The Staff of Motorsport Marketing
The Staff of Motorsport Marketing Writer
7/12/19 1:40 p.m.

Story and photos by Bill Holland

Before we had Hollywood’s “Ocean’s Eleven” and its various remakes and reboots, we had what many consider to be Colin Chapman’s defining achievement, the Lotus Eleven–manufactured from 1956 through 1958.

Chapman essentially created the Eleven from scratch; it featured a lightweight tubular steel spaceframe with aluminum supports that weighed only 70 pounds. Chapman is famously known for his mantra of wanting each part to serve two or more functions. The Eleven, with its 85-inch wheelbase, tipped the scales at only 1000 pounds, sans fuel.

Power originally came from an aluminum block/head 1100cc Coventry Climax engine with single overhead cam that was rated at 83 horsepower. However, a variety of engines were ultimately fitted into the Eleven–culminating with a 1500cc variant festooned with the famed Lady Godiva badge.

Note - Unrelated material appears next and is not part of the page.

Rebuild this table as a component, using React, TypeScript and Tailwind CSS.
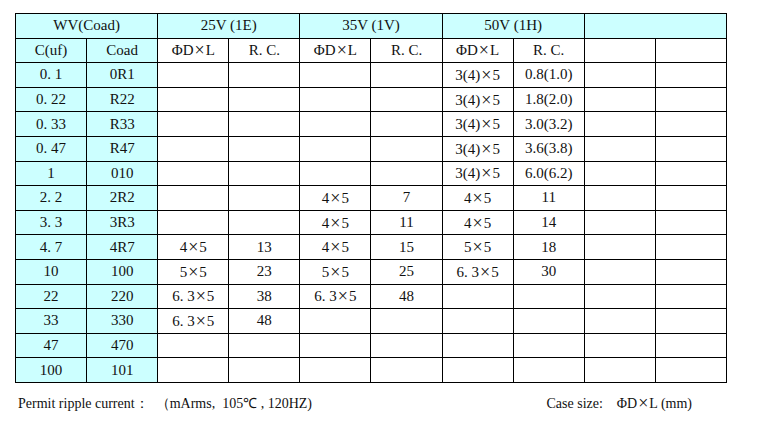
const cyan = "bg-[#ccffff]";

const rows: [string, string, string, string, string, string, string, string][] = [
  ["0. 1", "0R1", "", "", "", "", "3(4)×5", "0.8(1.0)"],
  ["0. 22", "R22", "", "", "", "", "3(4)×5", "1.8(2.0)"],
  ["0. 33", "R33", "", "", "", "", "3(4)×5", "3.0(3.2)"],
  ["0. 47", "R47", "", "", "", "", "3(4)×5", "3.6(3.8)"],
  ["1", "010", "", "", "", "", "3(4)×5", "6.0(6.2)"],
  ["2. 2", "2R2", "", "", "4×5", "7", "4×5", "11"],
  ["3. 3", "3R3", "", "", "4×5", "11", "4×5", "14"],
  ["4. 7", "4R7", "4×5", "13", "4×5", "15", "5×5", "18"],
  ["10", "100", "5×5", "23", "5×5", "25", "6. 3×5", "30"],
  ["22", "220", "6. 3×5", "38", "6. 3×5", "48", "", ""],
  ["33", "330", "6. 3×5", "48", "", "", "", ""],
  ["47", "470", "", "", "", "", "", ""],
  ["100", "101", "", "", "", "", "", ""],
];

const cell =
  "border border-black text-center align-middle p-0 leading-none [font-family:Liberation_Serif,serif] text-[15px] text-[#111]";

// the wide multiplication sign of the source sheet
function Val({ text }: { text: string }) {
  const parts = text.split("×");
  if (parts.length === 1) return <>{text}</>;
  return (
    <>
      {parts[0]}
      <span className="inline-block px-[1px] text-[18px] leading-none align-[-1px]">×</span>
      {parts[1]}
    </>
  );
}

export default function App() {
  return (
    <div className="w-[764px] h-[430px] bg-white pt-[13px] pl-[15px] [font-family:Liberation_Serif,serif] text-[15px] text-[#111]">
      <table className="table-fixed border-collapse w-[712px]">
        <colgroup>
          {Array.from({ length: 10 }).map((_, i) => (
            <col key={i} className="w-[71.1px]" />
          ))}
        </colgroup>
        <tbody>
          <tr className={`h-[24.6px] ${cyan}`}>
            <td colSpan={2} className={cell}>WV(Coad)</td>
            <td colSpan={2} className={cell}>25V (1E)</td>
            <td colSpan={2} className={cell}>35V (1V)</td>
            <td colSpan={2} className={cell}>50V (1H)</td>
            <td colSpan={2} className={cell}></td>
          </tr>
          <tr className="h-[24.6px]">
            <td className={`${cell} ${cyan}`}>C(uf)</td>
            <td className={`${cell} ${cyan}`}>Coad</td>
            <td className={cell}>ΦD<Val text="×" />L</td>
            <td className={cell}>R. C.</td>
            <td className={cell}>ΦD<Val text="×" />L</td>
            <td className={cell}>R. C.</td>
            <td className={cell}>ΦD<Val text="×" />L</td>
            <td className={cell}>R. C.</td>
            <td className={cell}></td>
            <td className={cell}></td>
          </tr>
          {rows.map((r, i) => (
            <tr key={i} className="h-[24.6px]">
              <td className={`${cell} ${cyan}`}>{r[0]}</td>
              <td className={`${cell} ${cyan}`}>{r[1]}</td>
              {r.slice(2).map((v, j) => (
                <td key={j} className={cell}>
                  <Val text={v} />
                </td>
              ))}
              <td className={cell}></td>
              <td className={cell}></td>
            </tr>
          ))}
        </tbody>
      </table>
      <div className="flex w-[677px] justify-between pl-[3px] pt-[10px] text-[14px]">
        <span>
          Permit ripple current：&nbsp;&nbsp;（mArms,&nbsp;&nbsp;105℃&nbsp;,&nbsp;120HZ)
        </span>
        <span>Case size:&nbsp;&nbsp;&nbsp; ΦD<Val text="×" />L (mm)</span>
      </div>
    </div>
  );
}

There were three basic versions of the Eleven. The top-of-the-line Le Mans (priced at $5467 in 1957, the equivalent of $48,948 today) sported a deDion rear suspension and inboard disc brakes, while a Club model ($4301 back then) came with a standard Austin live rear axle and drum brakes. There was also a $3253 Sports model, similar to the Club but it sported a Ford 10 engine.

Initially, all models used a swing-axle front suspension sourced from an English Ford model 93E and a BMC-supplied four-speed transmission. Some of the later Series 2 cars (usually LeMans models) were fitted with Lotus 12-type double A-arm front suspensions and reinforced chassis designed to accommodate larger engines.

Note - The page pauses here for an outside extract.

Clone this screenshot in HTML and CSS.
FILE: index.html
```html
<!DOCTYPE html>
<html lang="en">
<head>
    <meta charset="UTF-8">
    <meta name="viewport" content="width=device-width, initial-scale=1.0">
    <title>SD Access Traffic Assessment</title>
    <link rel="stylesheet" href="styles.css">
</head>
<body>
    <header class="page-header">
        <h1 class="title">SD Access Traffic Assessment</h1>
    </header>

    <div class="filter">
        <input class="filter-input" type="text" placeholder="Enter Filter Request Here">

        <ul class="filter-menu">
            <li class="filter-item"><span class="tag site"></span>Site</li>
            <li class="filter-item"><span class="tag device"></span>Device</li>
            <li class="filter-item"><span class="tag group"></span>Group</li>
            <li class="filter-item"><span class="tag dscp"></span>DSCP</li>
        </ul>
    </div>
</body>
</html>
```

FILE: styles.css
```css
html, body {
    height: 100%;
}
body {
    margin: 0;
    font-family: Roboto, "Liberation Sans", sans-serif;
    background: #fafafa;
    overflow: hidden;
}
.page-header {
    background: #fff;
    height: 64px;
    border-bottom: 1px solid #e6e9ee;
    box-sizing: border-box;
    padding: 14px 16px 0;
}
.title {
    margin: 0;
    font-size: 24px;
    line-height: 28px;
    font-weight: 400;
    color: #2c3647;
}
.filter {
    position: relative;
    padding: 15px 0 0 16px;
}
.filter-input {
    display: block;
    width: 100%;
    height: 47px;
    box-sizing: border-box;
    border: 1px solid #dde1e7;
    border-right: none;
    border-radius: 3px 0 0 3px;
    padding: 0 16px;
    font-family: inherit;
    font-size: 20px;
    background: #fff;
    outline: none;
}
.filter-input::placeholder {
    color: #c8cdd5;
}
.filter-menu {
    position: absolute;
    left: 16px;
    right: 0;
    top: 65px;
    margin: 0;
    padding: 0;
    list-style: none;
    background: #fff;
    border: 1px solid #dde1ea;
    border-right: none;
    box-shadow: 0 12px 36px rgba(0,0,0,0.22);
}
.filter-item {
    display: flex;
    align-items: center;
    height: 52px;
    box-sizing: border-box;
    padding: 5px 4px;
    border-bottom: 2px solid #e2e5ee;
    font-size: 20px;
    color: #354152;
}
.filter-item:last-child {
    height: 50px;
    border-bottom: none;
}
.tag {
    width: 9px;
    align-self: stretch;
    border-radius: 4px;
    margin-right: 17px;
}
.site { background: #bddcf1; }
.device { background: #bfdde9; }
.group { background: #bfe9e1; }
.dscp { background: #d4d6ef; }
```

The Eleven’s body, designed by noted aerodynamicist Frank Costin, was hand-formed from aluminum and certainly was slippery. There were two body styles: one with fairing/headrest and one without. Costin even fitted an Eleven with a bubble-style canopy over the cockpit, and it was driven by Stirling Moss to a 143 mph record for a lap at Monza.

Le Mans, however, was the site of many of the Eleven’s triumphs. At the car’s debut in 1956, Reg Bicknell and Peter Joop came in seventh overall and first in class. It’s said that in their first year of competition, the Lotus Eleven accounted for some 150 race wins worldwide.

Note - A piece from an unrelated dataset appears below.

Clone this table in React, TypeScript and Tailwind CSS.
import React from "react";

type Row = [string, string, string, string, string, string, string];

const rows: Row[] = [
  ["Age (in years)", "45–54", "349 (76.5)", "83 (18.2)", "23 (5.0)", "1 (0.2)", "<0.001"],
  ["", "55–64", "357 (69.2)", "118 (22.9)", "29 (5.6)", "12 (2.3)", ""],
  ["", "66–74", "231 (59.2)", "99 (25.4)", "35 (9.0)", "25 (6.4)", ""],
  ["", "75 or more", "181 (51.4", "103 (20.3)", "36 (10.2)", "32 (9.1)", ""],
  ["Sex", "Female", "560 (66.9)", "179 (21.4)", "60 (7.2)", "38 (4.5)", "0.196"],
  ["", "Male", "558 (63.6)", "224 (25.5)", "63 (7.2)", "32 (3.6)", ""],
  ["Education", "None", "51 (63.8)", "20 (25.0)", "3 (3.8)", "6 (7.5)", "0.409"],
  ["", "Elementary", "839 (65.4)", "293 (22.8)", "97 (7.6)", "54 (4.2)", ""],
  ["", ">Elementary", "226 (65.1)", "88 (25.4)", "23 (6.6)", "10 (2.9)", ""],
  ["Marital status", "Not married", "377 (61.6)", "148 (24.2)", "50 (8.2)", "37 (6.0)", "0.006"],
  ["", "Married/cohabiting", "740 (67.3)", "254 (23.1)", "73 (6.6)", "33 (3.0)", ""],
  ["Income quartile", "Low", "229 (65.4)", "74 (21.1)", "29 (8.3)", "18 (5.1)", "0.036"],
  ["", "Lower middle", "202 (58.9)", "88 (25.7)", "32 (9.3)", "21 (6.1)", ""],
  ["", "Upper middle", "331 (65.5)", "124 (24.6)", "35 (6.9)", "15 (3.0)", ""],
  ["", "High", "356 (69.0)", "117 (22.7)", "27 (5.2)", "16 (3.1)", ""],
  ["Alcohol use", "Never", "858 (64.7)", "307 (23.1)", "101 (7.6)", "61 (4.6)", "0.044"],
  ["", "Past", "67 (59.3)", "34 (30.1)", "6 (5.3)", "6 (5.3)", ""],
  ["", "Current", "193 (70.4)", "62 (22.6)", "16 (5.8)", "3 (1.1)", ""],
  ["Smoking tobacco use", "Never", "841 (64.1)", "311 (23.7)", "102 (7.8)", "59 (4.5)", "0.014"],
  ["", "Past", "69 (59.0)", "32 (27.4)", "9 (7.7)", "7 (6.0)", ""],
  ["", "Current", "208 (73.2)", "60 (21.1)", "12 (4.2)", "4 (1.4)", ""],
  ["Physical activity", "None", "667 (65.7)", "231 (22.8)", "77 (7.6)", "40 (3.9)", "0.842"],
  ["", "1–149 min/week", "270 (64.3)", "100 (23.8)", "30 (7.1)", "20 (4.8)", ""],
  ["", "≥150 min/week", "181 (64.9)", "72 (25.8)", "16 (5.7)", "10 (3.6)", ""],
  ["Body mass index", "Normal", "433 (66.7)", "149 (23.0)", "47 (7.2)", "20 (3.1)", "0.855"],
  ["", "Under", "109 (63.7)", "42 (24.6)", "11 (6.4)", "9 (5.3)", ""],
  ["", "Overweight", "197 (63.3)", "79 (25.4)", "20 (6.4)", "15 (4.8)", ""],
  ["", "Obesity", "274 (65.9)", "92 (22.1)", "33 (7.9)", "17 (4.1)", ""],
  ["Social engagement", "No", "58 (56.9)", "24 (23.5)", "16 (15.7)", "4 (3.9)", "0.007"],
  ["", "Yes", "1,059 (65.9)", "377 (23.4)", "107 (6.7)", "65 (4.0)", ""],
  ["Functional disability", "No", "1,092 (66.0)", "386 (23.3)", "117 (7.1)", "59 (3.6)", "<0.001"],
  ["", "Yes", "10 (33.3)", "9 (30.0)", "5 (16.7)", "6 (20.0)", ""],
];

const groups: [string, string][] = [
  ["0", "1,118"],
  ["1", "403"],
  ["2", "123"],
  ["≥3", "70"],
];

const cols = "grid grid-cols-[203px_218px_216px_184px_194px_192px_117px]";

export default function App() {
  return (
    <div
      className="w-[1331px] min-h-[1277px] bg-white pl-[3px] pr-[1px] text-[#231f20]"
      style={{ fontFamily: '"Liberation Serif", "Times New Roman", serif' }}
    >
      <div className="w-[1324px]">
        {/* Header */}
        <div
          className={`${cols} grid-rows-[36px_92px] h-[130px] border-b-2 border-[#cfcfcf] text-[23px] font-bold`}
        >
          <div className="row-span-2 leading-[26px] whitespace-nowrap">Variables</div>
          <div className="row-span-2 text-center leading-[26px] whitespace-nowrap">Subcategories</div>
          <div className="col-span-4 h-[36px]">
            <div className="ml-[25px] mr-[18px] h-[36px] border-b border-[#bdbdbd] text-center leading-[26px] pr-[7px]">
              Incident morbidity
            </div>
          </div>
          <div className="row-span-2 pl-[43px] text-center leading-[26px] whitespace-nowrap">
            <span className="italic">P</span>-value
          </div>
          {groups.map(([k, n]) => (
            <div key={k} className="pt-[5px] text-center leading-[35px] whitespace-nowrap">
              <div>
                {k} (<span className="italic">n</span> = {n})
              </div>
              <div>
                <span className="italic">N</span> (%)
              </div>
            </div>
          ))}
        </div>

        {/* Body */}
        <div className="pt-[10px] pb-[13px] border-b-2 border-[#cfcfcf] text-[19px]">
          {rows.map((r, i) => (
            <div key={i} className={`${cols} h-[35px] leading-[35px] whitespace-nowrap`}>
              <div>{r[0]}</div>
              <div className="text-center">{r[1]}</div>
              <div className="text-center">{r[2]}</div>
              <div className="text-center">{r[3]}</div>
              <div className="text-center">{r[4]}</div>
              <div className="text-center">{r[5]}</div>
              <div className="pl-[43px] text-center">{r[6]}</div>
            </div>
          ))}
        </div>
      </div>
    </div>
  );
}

The following year saw an Eleven fitted with a 750cc engine win the prestigious Index of Performance at the 24 Hours of Le Mans. Elevens also finished first, second and fourth in the 1100cc class.

In 1958, the final year of the Lotus Eleven’s production, the cars made a clean sweep of their class at Sebring.

The build sheet shows 270 examples created at Chapman’s Tottenham Lane factory in London’s North End before emphasis switched to building Formula 1 cars in the summer. 1959 saw the debut of the Eleven’s successor, the Lotus 17, but it didn’t enjoy the same level of success. Chapman was finally propelled back into the headlines in 1963 with the rear-engined Lotus 23.

The good news is that, of the 270-car production run, many Elevens made the transition into club racing and some became first-rate school cars. Now, some 60-plus years later, there’s still a lively contingent of Lotus Eleven owners worldwide–2018 saw no less than 11 Elevens on the grid for the Rolex Monterey Motorsports Reunion at the fabled WeatherTech Raceway Laguna Seca.

Some interesting information can be gleaned from a road test of the Lotus Eleven in the March 1957 issue of Road & Track magazine. The car, driven by Jay Chamberlain—the Hollywood-based Lotus distributor—recorded a zero-to-60 mph time of 9.0 seconds and traversed the quarter-mile in 16.0 seconds at 86 mph. Chamberlain, who also drove Elevens for the factory at Le Mans, recorded a top speed of 132.06 mph.

The cover of that issue shows the No. 102 Lotus Eleven driven by a young Jack Nethercutt at the short-lived Paramount Ranch track in Los Angeles County. Today, Jack is best-known in motoring circles for The Nethercutt Collection in nearby Sylmar, California, which Autoweek named as one of America’s five greatest automobile museums.

A number of Elevens wound up in the hands of other notable enthusiasts. One of the more famous owners was broadcaster Walter Cronkite, whose racing ambitions were curtailed by the CBS Network. “Tonight” Show bandleader Skitch Henderson was another well-known Eleven owner. And, of course, who can forget actor Steve McQueen, who honed his considerable racing skills in Chapman’s lithe creation. The Lotus Eleven ranks as an honored chapter in motorsports history.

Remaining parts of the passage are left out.